## The exercise:
Provide the number of lines where the word "file" occurs, and no other text.

## Provided data:
───
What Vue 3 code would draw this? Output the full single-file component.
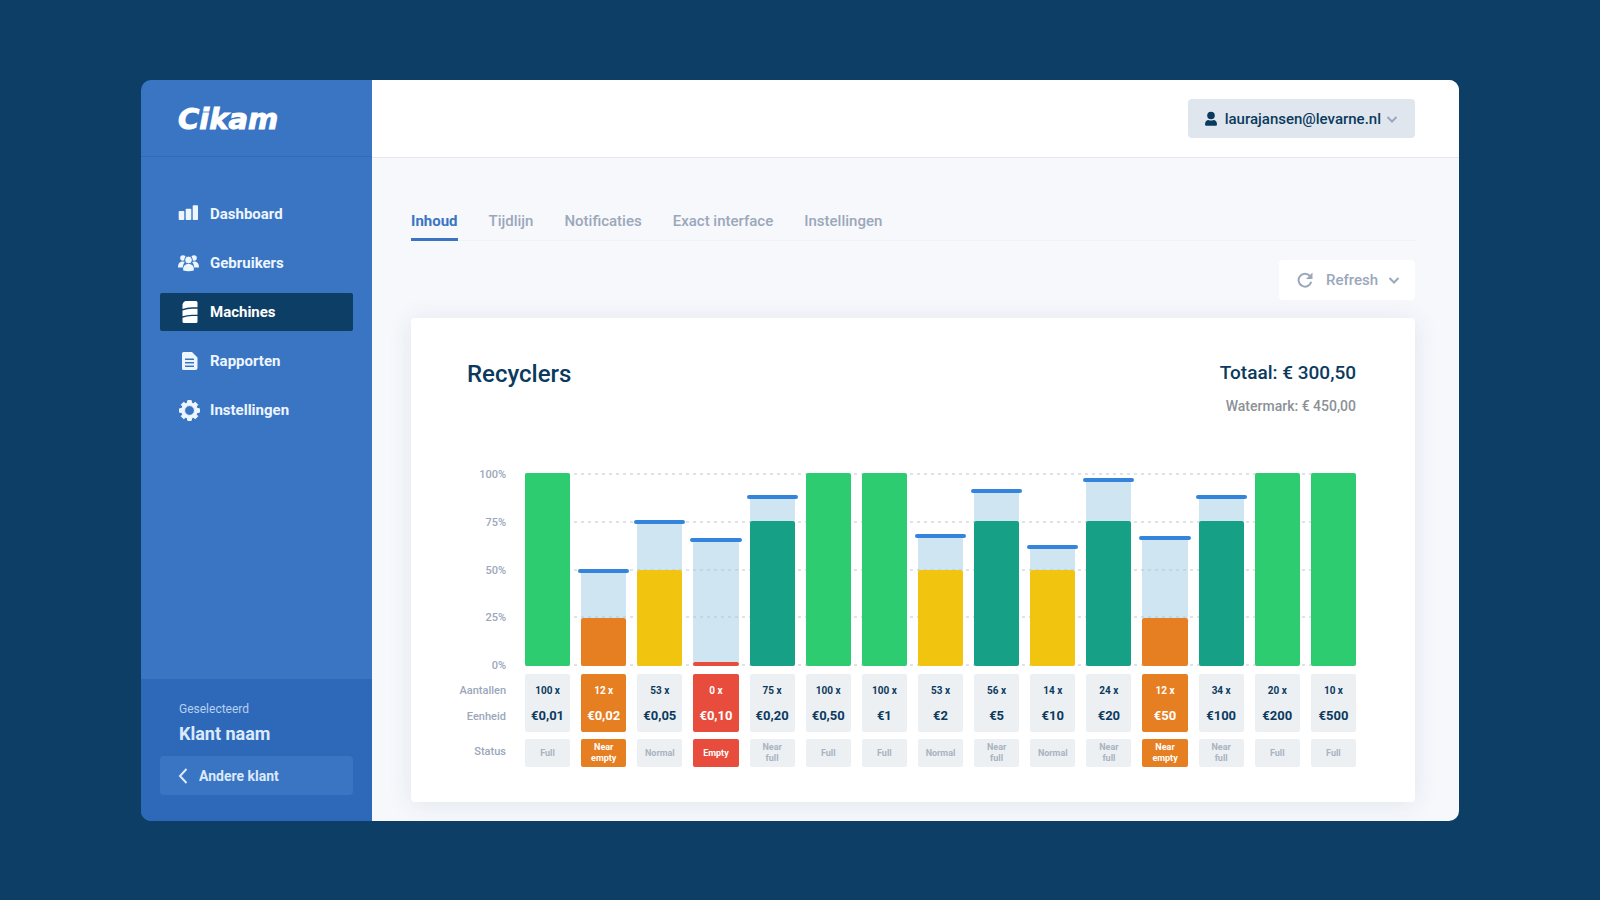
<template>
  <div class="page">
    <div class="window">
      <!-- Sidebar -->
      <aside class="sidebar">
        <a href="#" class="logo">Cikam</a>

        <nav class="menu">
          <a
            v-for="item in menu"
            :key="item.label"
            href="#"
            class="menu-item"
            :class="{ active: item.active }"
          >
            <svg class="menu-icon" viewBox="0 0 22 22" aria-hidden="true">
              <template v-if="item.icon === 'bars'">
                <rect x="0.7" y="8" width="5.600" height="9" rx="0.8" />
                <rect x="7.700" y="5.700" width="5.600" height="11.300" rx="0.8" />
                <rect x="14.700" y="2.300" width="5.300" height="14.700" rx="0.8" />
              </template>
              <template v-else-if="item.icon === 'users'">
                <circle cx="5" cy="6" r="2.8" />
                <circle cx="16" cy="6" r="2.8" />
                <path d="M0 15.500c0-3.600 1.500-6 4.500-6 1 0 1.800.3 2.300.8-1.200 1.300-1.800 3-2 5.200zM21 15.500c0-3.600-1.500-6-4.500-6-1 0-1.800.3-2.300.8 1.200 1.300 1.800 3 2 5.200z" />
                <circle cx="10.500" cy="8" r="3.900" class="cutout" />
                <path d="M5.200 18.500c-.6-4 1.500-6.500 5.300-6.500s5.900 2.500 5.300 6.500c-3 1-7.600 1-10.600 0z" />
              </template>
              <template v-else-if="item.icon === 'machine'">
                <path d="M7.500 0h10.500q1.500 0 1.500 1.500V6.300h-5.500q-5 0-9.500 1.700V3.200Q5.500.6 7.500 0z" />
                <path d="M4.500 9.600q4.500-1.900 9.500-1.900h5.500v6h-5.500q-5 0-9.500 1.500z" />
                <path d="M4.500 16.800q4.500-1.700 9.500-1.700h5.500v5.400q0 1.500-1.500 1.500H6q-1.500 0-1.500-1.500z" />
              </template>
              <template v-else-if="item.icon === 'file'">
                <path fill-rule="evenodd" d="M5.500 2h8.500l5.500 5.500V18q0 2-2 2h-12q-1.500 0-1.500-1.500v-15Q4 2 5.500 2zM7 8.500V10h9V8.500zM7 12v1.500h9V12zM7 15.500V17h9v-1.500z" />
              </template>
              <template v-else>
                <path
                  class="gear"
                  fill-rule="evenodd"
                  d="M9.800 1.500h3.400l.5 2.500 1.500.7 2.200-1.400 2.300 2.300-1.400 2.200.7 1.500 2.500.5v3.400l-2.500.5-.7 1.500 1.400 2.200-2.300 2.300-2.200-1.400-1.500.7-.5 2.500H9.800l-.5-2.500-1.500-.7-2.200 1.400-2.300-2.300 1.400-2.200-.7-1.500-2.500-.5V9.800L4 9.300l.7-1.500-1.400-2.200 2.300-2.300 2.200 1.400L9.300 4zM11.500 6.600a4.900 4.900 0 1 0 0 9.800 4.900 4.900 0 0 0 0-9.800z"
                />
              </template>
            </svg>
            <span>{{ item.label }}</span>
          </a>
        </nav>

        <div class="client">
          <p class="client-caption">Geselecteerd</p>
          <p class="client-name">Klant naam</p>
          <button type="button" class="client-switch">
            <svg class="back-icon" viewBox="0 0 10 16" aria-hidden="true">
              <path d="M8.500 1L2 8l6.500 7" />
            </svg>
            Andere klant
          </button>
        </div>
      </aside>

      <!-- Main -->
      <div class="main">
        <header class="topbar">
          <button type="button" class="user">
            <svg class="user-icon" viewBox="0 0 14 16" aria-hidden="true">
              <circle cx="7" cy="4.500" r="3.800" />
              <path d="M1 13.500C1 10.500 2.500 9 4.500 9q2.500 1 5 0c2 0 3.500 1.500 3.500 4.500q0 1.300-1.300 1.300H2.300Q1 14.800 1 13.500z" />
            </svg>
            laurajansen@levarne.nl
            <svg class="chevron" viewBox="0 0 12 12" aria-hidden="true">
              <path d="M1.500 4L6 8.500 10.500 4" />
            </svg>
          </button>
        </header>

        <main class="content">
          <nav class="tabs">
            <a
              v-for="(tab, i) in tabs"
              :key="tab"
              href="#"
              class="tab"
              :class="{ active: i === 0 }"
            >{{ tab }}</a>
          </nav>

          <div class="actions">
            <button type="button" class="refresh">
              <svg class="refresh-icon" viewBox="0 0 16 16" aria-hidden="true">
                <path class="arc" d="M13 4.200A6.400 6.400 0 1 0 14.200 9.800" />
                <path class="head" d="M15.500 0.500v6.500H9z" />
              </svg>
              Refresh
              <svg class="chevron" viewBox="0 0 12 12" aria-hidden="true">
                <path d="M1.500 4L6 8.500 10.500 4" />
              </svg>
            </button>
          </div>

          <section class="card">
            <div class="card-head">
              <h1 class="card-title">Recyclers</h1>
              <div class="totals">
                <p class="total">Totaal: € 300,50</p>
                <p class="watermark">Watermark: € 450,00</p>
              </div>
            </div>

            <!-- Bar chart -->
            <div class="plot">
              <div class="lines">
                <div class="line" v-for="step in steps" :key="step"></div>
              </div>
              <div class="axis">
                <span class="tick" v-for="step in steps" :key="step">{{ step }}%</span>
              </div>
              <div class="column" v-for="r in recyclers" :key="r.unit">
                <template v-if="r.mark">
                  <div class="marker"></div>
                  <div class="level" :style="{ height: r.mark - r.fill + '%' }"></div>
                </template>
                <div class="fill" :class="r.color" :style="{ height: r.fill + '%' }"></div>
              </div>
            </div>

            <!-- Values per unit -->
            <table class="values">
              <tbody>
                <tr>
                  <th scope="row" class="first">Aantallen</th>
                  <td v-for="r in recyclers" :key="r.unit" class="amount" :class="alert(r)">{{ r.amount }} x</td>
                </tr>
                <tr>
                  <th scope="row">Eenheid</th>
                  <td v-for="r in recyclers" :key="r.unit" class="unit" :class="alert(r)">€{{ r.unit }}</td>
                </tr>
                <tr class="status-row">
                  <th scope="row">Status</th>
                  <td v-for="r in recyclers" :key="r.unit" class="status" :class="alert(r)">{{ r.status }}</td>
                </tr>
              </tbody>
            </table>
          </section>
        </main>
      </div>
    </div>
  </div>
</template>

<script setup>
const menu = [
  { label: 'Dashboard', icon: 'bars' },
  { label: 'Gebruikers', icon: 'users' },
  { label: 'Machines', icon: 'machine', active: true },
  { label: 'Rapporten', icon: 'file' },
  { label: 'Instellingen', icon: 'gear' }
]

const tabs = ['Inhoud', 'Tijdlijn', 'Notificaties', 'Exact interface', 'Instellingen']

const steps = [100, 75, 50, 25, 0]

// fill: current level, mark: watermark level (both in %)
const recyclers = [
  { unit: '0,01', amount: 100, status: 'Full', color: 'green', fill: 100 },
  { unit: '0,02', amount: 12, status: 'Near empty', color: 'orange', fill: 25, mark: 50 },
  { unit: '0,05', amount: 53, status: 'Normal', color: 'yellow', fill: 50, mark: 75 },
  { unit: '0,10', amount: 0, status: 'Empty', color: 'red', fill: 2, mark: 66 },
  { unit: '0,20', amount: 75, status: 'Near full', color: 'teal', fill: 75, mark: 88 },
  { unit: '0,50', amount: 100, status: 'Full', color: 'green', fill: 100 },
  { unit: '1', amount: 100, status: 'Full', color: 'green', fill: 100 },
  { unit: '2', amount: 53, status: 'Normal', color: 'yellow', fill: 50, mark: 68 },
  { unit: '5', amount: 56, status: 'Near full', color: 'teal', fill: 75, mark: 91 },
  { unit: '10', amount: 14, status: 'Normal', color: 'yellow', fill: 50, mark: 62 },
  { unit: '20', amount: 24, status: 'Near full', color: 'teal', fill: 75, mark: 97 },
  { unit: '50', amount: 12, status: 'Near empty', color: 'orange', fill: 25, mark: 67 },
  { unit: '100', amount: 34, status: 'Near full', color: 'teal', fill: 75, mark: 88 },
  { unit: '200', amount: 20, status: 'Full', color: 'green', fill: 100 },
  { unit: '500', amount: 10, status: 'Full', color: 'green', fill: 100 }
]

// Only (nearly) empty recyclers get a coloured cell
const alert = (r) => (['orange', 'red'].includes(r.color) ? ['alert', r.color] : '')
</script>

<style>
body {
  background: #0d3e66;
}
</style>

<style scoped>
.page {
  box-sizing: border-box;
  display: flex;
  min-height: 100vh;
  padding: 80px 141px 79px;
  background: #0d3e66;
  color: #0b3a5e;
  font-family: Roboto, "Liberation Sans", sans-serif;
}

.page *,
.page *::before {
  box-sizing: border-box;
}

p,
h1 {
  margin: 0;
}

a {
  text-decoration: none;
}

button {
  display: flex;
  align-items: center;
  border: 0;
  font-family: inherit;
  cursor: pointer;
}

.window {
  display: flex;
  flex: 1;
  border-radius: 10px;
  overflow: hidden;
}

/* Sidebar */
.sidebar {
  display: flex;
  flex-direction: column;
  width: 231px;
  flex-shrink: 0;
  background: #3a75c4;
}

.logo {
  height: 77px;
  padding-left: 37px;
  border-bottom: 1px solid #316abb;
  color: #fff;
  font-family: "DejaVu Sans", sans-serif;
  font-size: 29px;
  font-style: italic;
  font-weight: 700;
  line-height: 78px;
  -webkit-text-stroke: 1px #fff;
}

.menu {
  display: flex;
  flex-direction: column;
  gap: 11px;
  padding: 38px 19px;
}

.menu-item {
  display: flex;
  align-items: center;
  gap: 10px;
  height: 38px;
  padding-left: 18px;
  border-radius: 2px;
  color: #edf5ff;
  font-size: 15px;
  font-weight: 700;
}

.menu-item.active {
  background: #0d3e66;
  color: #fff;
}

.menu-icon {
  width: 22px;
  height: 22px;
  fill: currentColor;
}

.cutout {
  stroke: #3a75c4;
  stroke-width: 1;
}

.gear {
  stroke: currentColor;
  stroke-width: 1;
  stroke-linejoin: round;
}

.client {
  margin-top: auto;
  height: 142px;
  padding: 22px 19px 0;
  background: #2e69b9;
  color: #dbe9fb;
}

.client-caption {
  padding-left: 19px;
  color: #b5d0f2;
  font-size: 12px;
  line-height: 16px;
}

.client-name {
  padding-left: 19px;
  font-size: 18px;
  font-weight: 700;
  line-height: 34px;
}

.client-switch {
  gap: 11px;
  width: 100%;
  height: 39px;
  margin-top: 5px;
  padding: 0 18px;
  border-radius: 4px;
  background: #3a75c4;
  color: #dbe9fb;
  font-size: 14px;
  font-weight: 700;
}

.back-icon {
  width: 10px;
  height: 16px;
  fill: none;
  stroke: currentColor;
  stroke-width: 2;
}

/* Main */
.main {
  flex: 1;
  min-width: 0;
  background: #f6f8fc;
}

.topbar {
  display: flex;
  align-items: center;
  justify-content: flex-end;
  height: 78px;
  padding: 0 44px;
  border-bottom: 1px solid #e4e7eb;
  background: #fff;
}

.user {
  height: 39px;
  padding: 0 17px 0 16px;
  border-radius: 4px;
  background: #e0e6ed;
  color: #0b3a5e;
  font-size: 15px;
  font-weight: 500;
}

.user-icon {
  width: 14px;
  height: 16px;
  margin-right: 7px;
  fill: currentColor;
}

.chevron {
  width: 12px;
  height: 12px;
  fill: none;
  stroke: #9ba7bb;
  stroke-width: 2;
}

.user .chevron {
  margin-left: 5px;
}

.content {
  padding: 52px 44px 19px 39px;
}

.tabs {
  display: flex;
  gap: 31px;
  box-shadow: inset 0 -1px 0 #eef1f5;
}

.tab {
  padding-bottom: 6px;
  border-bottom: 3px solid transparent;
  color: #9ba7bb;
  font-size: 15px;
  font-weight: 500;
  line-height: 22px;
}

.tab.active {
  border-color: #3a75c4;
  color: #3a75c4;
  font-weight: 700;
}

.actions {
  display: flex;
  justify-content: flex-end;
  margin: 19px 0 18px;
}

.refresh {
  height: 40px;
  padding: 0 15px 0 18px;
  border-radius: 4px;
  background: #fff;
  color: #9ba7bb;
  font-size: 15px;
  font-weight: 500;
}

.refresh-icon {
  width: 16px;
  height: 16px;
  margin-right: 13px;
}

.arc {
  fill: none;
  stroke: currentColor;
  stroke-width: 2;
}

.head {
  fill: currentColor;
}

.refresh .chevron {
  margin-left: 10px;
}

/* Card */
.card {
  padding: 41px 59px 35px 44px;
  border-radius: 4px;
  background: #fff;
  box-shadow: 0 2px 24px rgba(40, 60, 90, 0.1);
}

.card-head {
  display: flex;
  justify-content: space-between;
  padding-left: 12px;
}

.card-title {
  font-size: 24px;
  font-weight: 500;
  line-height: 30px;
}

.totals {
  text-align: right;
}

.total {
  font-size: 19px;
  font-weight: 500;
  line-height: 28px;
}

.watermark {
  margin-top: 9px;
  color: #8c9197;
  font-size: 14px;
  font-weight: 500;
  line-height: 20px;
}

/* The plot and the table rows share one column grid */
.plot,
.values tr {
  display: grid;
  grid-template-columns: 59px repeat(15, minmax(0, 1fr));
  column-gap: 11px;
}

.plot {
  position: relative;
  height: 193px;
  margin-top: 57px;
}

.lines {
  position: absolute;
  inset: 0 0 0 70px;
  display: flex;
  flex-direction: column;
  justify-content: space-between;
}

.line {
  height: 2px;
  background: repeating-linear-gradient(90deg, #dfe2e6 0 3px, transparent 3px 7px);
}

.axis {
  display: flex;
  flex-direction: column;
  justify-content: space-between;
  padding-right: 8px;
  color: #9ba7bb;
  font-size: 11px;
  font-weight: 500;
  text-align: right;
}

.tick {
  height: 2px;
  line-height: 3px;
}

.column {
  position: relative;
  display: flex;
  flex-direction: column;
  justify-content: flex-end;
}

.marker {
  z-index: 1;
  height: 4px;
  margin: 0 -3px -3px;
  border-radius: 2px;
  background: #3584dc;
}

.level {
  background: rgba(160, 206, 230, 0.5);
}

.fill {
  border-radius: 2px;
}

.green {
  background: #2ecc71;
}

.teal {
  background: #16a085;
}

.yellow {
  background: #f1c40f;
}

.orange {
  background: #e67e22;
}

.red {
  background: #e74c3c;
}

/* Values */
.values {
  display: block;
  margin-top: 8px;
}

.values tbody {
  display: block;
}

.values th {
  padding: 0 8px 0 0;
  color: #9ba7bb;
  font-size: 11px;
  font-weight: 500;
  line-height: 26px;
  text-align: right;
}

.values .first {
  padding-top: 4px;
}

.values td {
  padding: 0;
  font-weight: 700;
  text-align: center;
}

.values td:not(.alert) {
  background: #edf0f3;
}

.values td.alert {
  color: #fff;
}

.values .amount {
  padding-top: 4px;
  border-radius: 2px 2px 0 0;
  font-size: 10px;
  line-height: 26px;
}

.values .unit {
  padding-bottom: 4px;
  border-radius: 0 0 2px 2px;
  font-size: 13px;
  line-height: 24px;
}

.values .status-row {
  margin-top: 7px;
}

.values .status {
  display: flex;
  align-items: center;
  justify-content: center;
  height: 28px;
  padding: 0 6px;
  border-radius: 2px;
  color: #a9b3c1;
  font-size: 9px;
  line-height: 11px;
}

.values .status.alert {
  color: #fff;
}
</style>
───
## Exercise response:
3